Everyone has different books and stories that spark their fire. Our stories and what we read are a reflection of ourselves. A.A. Milne puts it well (of course)- here describing how reading “The Wind in the Willows” reflects on one’s self:
“One does not argue about The Wind in the Willows. The young man gives it to the girl with whom he is in love, and, if she does not like it, asks her to return his letters. The older man tries it on his nephew, and alters his will accordingly. The book is a test of character. We can't criticize it, because it is criticizing us. But I must give you one word of warning. When you sit down to it, don't be so ridiculous as to suppose that you are sitting in judgment on my taste, or on the art of Kenneth Grahame. You are merely sitting in judgment on yourself. You may be worthy: I don't know, But it is you who are on trial.”

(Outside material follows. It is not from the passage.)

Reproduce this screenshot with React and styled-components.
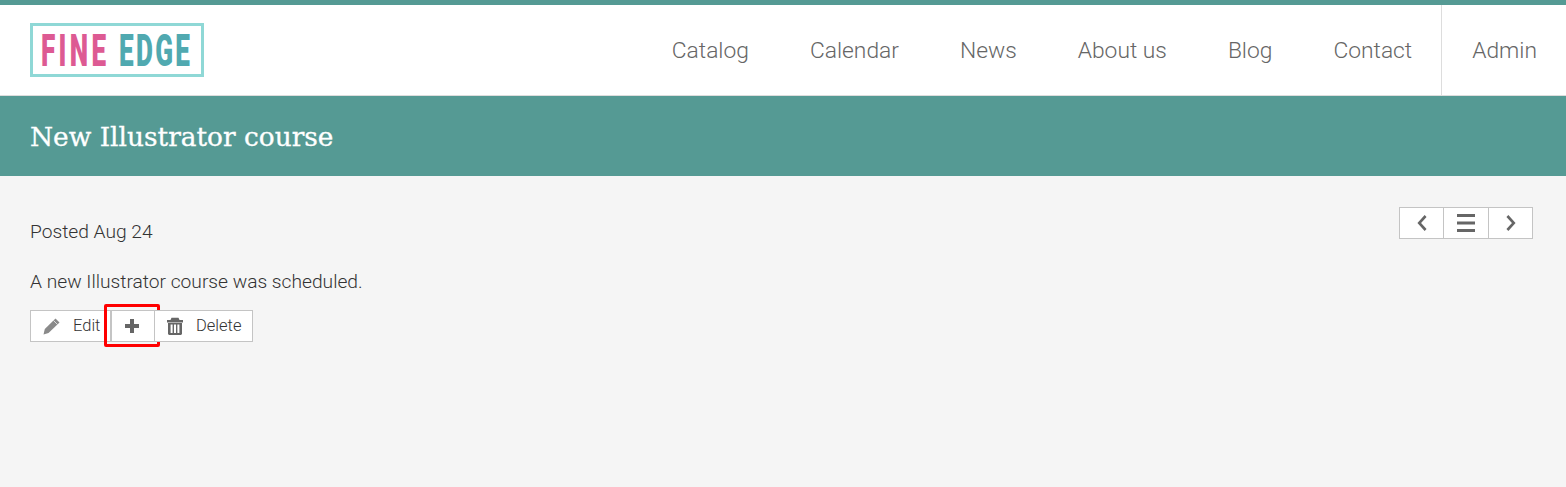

This is why I like to talk about books with others. Through books, we get to know each other better. Through each other, we get to know the world. And through the world, we get to know ourselves.
This week, I was lucky enough to discover another book that sings to my heart. It’s called, “A Child of Books” by Oliver Jeffers and Sam Winston. The words of this picture book are more of a poem, and story is told more in the illustrations than in the words. After a first read through, I went through and read it again- just the words, aloud. They begged to be read aloud, to be recited, to be shared.
“…and upon my imagination, I float…”
“…we will travel mountains of make-believe…”
“…we can lose ourselves in forests of fairy tales…”
“…anyone at all can come/ For imagination is free...”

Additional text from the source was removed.